In October, New Hampshire officials filed suit against their counterparts in Massachusetts in a complex case involving remote working – a professional practice that has increased since the COVID-19 lockdowns last March – and the physical location of employers.

Massachusetts officials have argued an income tax can be imposed on out-of-state workers benefiting from employment at a firm within its confines. But in the case of New Hampshire, officials have challenged the premise from their New England neighbor.

If federal judiciaries hear the case and rule in New Hampshire’s favor, a number of states across the country could face losses, according to a recent research article from S&P Global Ratings. On the flip side, others could stand to gain.

“(The case) could result in the reallocation of billions of income tax dollars between certain states,” S&P researchers wrote in the article. “New York and Massachusetts, in particular, could potentially lose significant amounts of income tax, while New Jersey and Connecticut could gain revenue.”

While New Hampshire’s lawsuit against Massachusetts has, more recently, shined a spotlight on imposing income taxes on out-of-state residents, it is not unprecedented.

For years, New York state has adopted a similar strategy, primarily for nearby New Jersey and Connecticut residents who are employed by a New York City-based company.

“New Jersey and Connecticut have had to enact income tax credits to residents for income taxes paid to New York to avoid double-taxing their residents,” the S&P researchers wrote. “New York state has defended its tax on the theory that as long as a company does not require workers to telecommute from a specific out-of-state location, telecommuting out of state was at the convenience of the employee.”

If the New Hampshire v.

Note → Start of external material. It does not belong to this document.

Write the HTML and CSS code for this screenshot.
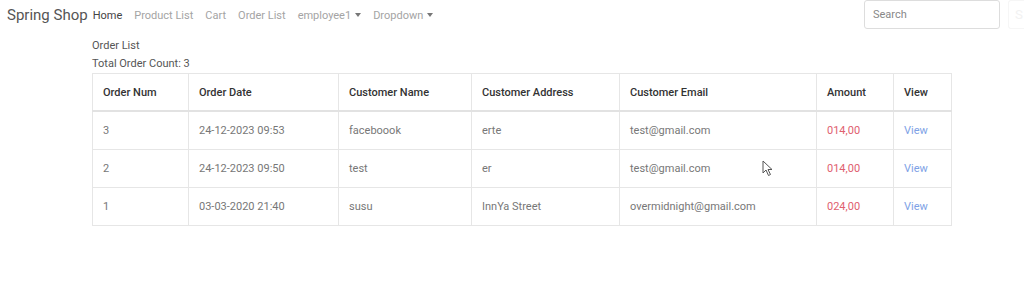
FILE: index.html
```html
<!DOCTYPE html>
<html lang="en">
<head>
    <meta charset="UTF-8">
    <title>Spring Shop</title>
    <link rel="stylesheet" href="styles.css">
</head>
<body>
    <nav class="navbar">
        <a class="brand" href="#">Spring Shop</a>
        <ul class="nav-links">
            <li><a class="active" href="#">Home</a></li>
            <li><a href="#">Product List</a></li>
            <li><a href="#">Cart</a></li>
            <li><a href="#">Order List</a></li>
            <li><a class="dropdown" href="#">employee1</a></li>
            <li><a class="dropdown" href="#">Dropdown</a></li>
        </ul>
        <form class="search">
            <input type="text" placeholder="Search">
            <button type="button" class="search-btn">S</button>
        </form>
    </nav>

    <div class="content">
        <div class="title">Order List</div>
        <div class="count">Total Order Count: 3</div>
        <table class="orders">
            <colgroup>
                <col style="width: 96px">
                <col style="width: 150px">
                <col style="width: 133px">
                <col style="width: 148px">
                <col style="width: 197px">
                <col style="width: 77px">
                <col style="width: 58px">
            </colgroup>
            <thead>
                <tr>
                    <th>Order Num</th>
                    <th>Order Date</th>
                    <th>Customer Name</th>
                    <th>Customer Address</th>
                    <th>Customer Email</th>
                    <th>Amount</th>
                    <th>View</th>
                </tr>
            </thead>
            <tbody>
                <tr>
                    <td>3</td>
                    <td>24-12-2023 09:53</td>
                    <td>faceboook</td>
                    <td>erte</td>
                    <td>test@gmail.com</td>
                    <td class="amount">014,00</td>
                    <td><a href="#">View</a></td>
                </tr>
                <tr>
                    <td>2</td>
                    <td>24-12-2023 09:50</td>
                    <td>test</td>
                    <td>er</td>
                    <td class="cursor-cell">test@gmail.com
                        <svg class="cursor" width="12" height="17" viewBox="0 0 12 17">
                            <path d="M1 1 L1 13 L4 10 L6.5 15.5 L8.5 14.5 L6 9.5 L10 9.5 Z" fill="#fff" stroke="#555" stroke-width="1"/>
                        </svg>
                    </td>
                    <td class="amount">014,00</td>
                    <td><a href="#">View</a></td>
                </tr>
                <tr>
                    <td>1</td>
                    <td>03-03-2020 21:40</td>
                    <td>susu</td>
                    <td>InnYa Street</td>
                    <td>overmidnight@gmail.com</td>
                    <td class="amount">024,00</td>
                    <td><a href="#">View</a></td>
                </tr>
            </tbody>
        </table>
    </div>
</body>
</html>
```

FILE: styles.css
```css
body {
    font-family: Roboto, 'Liberation Sans', sans-serif;
    margin: 0;
    background-color: #fff;
    color: #555;
    font-size: 11px;
}

a {
    text-decoration: none;
}

.navbar {
    display: flex;
    align-items: center;
    height: 30px;
    padding: 0 0 0 7px;
}

.brand {
    font-size: 15px;
    color: #555;
    margin-right: 5px;
}

.nav-links {
    display: flex;
    list-style: none;
    margin: 0;
    padding: 0;
    gap: 12px;
}

.nav-links a {
    color: #a4a4a4;
    font-size: 11px;
}

.nav-links a.active {
    color: #444;
}

.dropdown::after {
    content: '';
    display: inline-block;
    margin-left: 4px;
    vertical-align: 2px;
    border-top: 4px solid #777;
    border-left: 3px solid transparent;
    border-right: 3px solid transparent;
}

.search {
    margin-left: auto;
    display: flex;
    align-self: flex-start;
    gap: 8px;
}

.search input {
    width: 118px;
    height: 27px;
    padding: 0 8px;
    border: 1px solid #ddd;
    border-radius: 3px;
    font-family: inherit;
    font-size: 11px;
    color: #555;
    box-sizing: content-box;
}

.search input::placeholder {
    color: #888;
}

.search-btn {
    width: 16px;
    height: 29px;
    border: 1px solid #f6f6f6;
    border-right: none;
    border-radius: 3px 0 0 3px;
    background: #fff;
    color: #f2f2f2;
    font-family: inherit;
    padding: 0 0 0 6px;
    text-align: left;
}

.content {
    padding: 7px 0 0 92px;
}

.title,
.count {
    color: #555;
    font-size: 11px;
    line-height: 18px;
}

.orders {
    border-collapse: collapse;
    width: 859px;
    table-layout: fixed;
}

.orders th,
.orders td {
    border: 1px solid #e6e6e6;
    text-align: left;
    padding: 0 10px;
    height: 37px;
    white-space: nowrap;
}

.orders th {
    height: 36px;
    color: #333;
    font-weight: 500;
    border-bottom: 2px solid #e2e2e2;
}

.orders td {
    color: #777;
}

.orders td.amount {
    color: #e0606e;
}

.orders td a {
    color: #7ea2e6;
}

.cursor-cell {
    position: relative;
}

.cursor {
    position: absolute;
    left: 142px;
    top: 10px;
}
```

Massachusetts case has a nationwide implication, S&P researchers estimate New York could lose between $1.27 billion and $1.64 billion in tax revenue.

Amid the uncertainty, New York, which has been among the hardest hit states throughout the pandemic, has doubled down on its long-standing practice even amid the stay-at-home orders and other measures aimed at spreading COVID-19.

An updated bulletin in late October from the New York Department of Taxation and Finance lays out the agency’s stance on remote working in the era of the coronavirus.

“If you are a nonresident whose primary office is in New York state, your days telecommuting during the pandemic are considered days worked in the state unless your employer has established a bona fide employer office at your telecommuting location,” the bulletin states.

Danielle Bereznay, an employment attorney with Mintz Insights, weighed in on the definition of “bona fide employer office” in a research brief after the updated bulletin.

“Although an employee’s home office could meet the eligibility factors laid out in the bulletin, generally it would not qualify as a bona fide employer office outside of New York,” Bereznay said. “Thus, for tax purposes, an employee working from his or her home office would be considered to be working in New York.”